One client discovered an unused custom property called “Competitor Tech” during this audit. They had a tool scanning for technology their targets were using but weren’t uploading the data to HubSpot. Once activated, this revealed hundreds of accounts perfect for a competitor replacement program.
Start small, prove value, then scale
ABM works best when you start simple. Focus on:
- First-party data from accounts that already know you
- Existing channels that already work
- Content you’ve already created
- Metrics you’re already tracking
This approach lets you launch quickly, prove value, and build momentum for a larger program. Instead of trying to boil the ocean with a massive program targeting cold accounts, start with a focused effort on warm prospects.

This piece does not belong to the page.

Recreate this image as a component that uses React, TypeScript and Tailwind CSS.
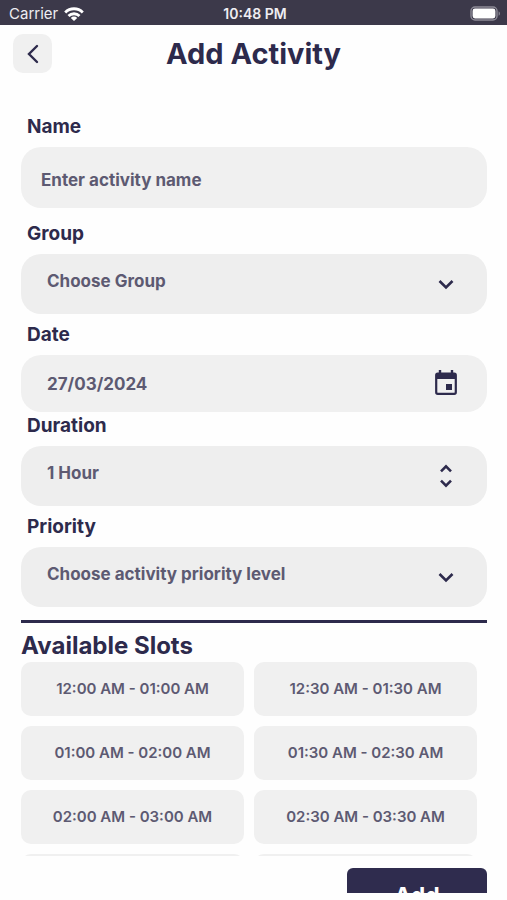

For your first program, success isn’t about the specific accounts you target – it’s about building a repeatable process for account progression. Once you’ve proven you can systematically move accounts through stages, you can expand to more ambitious targeting.
The bottom line
ABM isn’t magic. It’s a structured approach to focusing your marketing and sales efforts on the accounts most likely to convert.
By building a foundation based on account progression and trigger-based playbooks, you can create a repeatable, scalable program that delivers real ROI – not in some theoretical future, but in just six weeks.
The key is starting small, using what you already have, and focusing on progression rather than perfection. Do that, and you’ll be in the 22% of ABM programs that actually work.
Remember: ABM is organizational change, not just a marketing tactic. It requires alignment, resources, clear measurement, and smart targeting. Get those fundamentals right, and you’ll build a program that delivers consistent results quarter after quarter.